Even with that going for it, it doesn’t work. The original had a lyrical quality in the face of the horror elements. It was also, in its own way, one of the first girl empowerment movies. Carrie blossomed as she realized her power. It gave her the strength to fight back against her psychologically-abusive mother. Sissy Spacek had strong support thanks to Piper Laurie’s flinty religious fanatic. In the remake, Moore is more of a mouse than a monster, without the fanaticism to sharpen the action. For Moretz, Carrie’s powers come across as more of a parlor trick than an empowerment.

The supporting cast is bland.

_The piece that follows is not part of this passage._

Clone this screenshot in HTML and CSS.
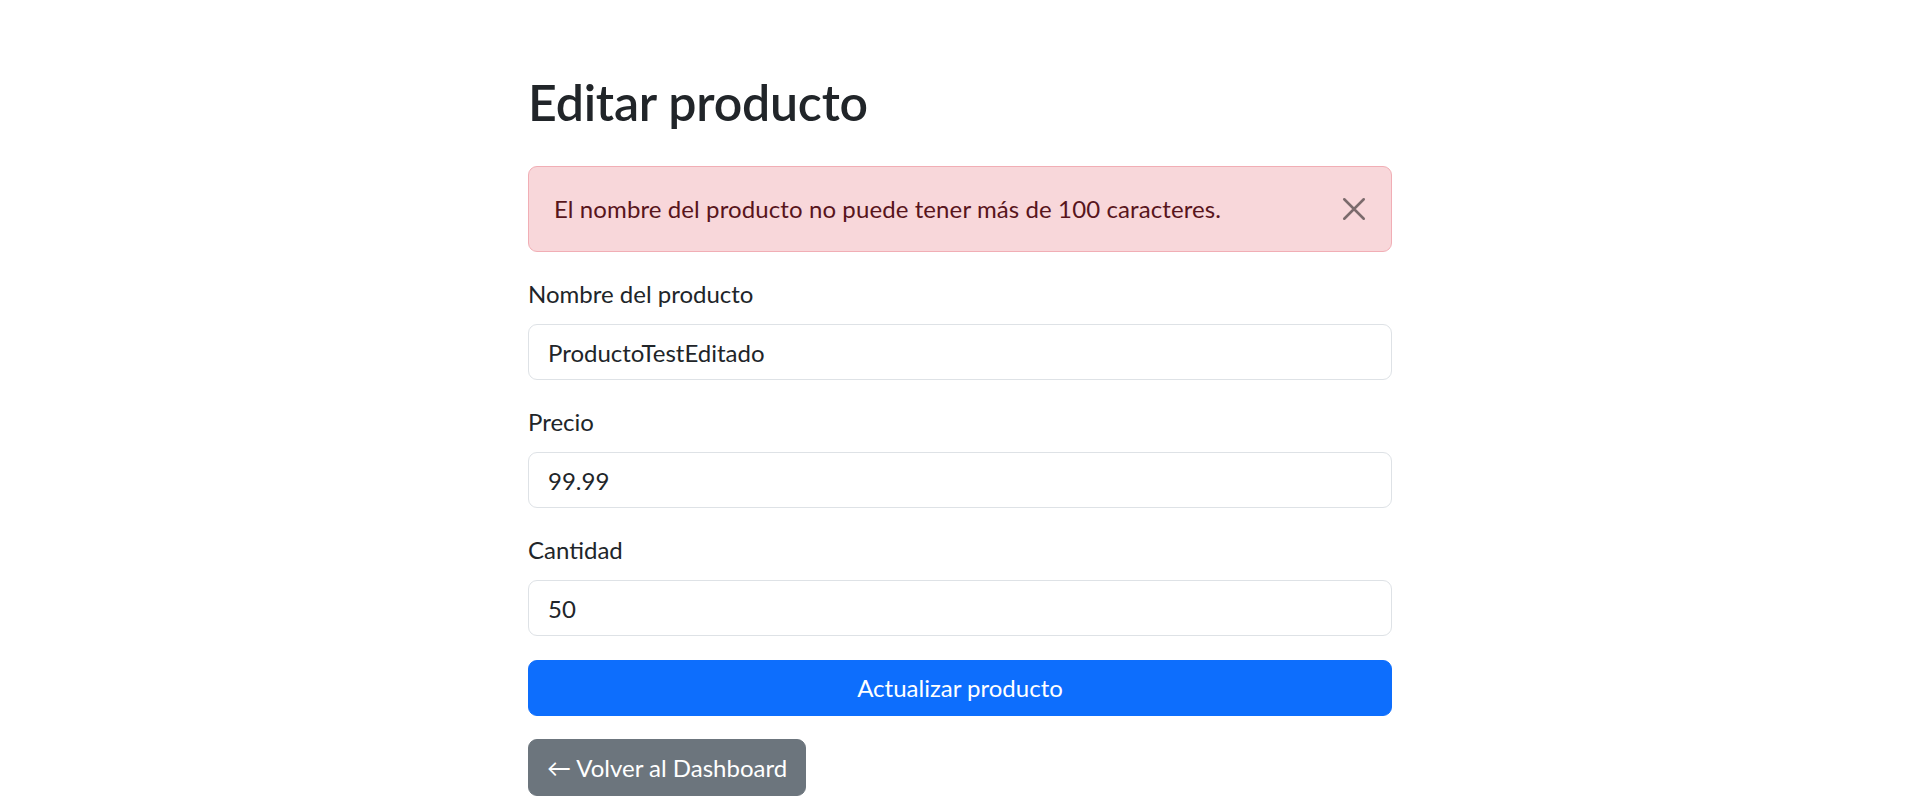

Portia Doubleday’s performance as Chris Hargensen has none of the fire that Nancy Allen brought to the role, and Gabriella Wilde doesn’t communicate the inner decency that Amy Irving did as Sue Snell. About the only upgrade is Ansel Elgort as Tommy. You can see why someone would fall for him much more than William Katt.

Of course, the special effects this time around are far and away better than in the original, thanks to the evolution in the art over the past 40 years. Still, the original was much more effective when it came to the mayhem, which happened with explosive fervor. The split screen process DePalma used worked beautifully to highlight Carrie’s actions. In the new one, Moretz looks like she’s listening to some odd piece of music on her Ipad ear buds rather than consciously murdering the senior class.

While they don’t try to recreate the original’s final “gotcha,” which has now become cliché in horror films, the substitution makes little sense and only serves to underline that this is a lesser version of the story.